WHAT THE TASK ASKS:
Copy each line below that contains "component".

THE DATA:
---*---

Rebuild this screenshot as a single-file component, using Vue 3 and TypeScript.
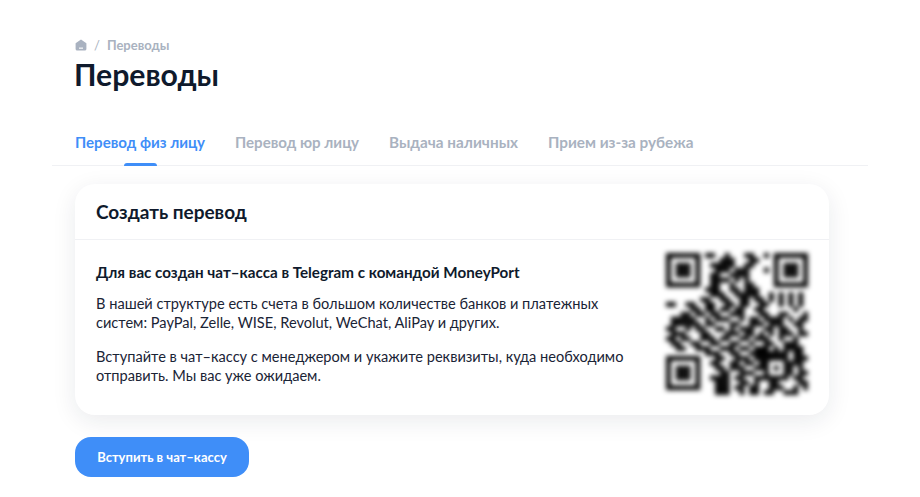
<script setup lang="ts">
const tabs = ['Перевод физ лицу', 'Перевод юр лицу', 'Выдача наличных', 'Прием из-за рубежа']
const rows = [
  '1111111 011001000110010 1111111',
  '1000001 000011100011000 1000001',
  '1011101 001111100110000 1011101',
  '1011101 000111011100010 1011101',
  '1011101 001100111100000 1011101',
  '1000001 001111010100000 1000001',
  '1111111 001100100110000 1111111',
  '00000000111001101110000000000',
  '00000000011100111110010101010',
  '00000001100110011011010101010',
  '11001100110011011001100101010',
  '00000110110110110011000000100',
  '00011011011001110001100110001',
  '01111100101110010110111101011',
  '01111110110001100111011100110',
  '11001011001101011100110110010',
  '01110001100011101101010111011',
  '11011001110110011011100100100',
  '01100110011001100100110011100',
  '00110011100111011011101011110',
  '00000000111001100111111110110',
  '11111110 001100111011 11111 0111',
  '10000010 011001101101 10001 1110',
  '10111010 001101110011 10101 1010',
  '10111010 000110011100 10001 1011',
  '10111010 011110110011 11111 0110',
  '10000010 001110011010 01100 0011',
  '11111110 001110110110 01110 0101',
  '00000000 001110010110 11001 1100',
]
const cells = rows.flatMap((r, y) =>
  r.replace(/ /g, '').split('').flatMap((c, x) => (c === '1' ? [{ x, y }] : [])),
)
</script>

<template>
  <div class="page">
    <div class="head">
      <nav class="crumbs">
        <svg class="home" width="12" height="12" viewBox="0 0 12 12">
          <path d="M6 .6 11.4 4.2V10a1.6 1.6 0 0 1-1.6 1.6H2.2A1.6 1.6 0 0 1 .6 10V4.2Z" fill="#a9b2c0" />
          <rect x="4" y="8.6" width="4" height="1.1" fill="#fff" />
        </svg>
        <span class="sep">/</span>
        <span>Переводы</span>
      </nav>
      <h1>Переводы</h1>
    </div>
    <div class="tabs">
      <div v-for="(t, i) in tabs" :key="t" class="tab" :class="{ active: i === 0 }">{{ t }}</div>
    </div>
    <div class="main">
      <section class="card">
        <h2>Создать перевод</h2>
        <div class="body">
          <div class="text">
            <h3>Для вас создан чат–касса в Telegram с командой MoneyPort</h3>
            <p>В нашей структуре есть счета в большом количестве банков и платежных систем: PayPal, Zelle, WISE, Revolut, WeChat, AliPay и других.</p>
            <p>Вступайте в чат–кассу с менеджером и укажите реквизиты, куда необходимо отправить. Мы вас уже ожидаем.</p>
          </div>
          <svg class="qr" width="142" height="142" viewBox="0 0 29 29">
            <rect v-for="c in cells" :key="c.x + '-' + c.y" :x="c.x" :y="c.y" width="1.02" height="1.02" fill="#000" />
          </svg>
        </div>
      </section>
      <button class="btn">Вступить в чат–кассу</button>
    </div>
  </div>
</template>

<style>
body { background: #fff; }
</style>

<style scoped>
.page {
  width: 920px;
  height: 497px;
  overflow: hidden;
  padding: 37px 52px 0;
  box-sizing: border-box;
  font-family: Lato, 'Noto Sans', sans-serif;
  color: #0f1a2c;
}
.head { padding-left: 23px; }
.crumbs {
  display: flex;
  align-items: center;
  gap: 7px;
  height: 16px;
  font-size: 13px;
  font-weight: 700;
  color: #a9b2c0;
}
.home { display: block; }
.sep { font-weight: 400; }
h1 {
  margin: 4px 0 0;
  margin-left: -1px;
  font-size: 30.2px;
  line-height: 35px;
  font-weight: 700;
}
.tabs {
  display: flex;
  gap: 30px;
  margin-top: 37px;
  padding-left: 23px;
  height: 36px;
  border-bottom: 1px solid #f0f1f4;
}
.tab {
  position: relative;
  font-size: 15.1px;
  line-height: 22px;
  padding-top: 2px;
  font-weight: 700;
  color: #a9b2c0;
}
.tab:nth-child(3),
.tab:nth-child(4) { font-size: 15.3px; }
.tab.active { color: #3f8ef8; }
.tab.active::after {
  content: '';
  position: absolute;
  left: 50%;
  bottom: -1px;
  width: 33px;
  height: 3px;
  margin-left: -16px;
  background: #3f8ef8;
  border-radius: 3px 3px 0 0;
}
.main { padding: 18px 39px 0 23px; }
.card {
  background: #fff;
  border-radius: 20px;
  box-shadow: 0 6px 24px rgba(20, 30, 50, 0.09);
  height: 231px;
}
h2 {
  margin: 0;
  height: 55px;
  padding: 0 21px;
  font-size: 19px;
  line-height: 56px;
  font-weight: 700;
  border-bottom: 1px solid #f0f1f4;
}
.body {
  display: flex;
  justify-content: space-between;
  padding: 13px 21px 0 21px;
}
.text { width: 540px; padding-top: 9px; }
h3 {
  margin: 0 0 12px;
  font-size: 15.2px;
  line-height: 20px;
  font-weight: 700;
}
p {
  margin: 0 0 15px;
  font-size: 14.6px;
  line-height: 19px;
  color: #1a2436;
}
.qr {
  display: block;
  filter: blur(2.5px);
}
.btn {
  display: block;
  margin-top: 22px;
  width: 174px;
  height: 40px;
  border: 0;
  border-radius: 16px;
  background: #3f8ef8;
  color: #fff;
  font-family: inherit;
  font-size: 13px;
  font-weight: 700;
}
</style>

---*---

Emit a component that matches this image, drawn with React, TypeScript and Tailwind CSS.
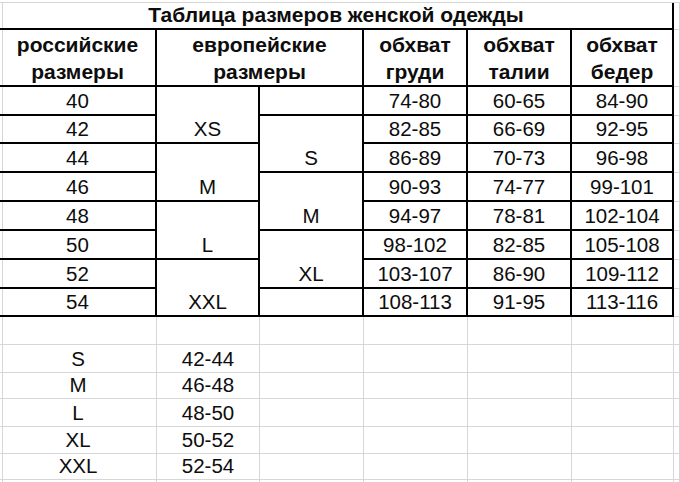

---*---

SOLUTION BELOW:
Rebuild this screenshot as a single-file component, using Vue 3 and TypeScript.
Emit a component that matches this image, drawn with React, TypeScript and Tailwind CSS.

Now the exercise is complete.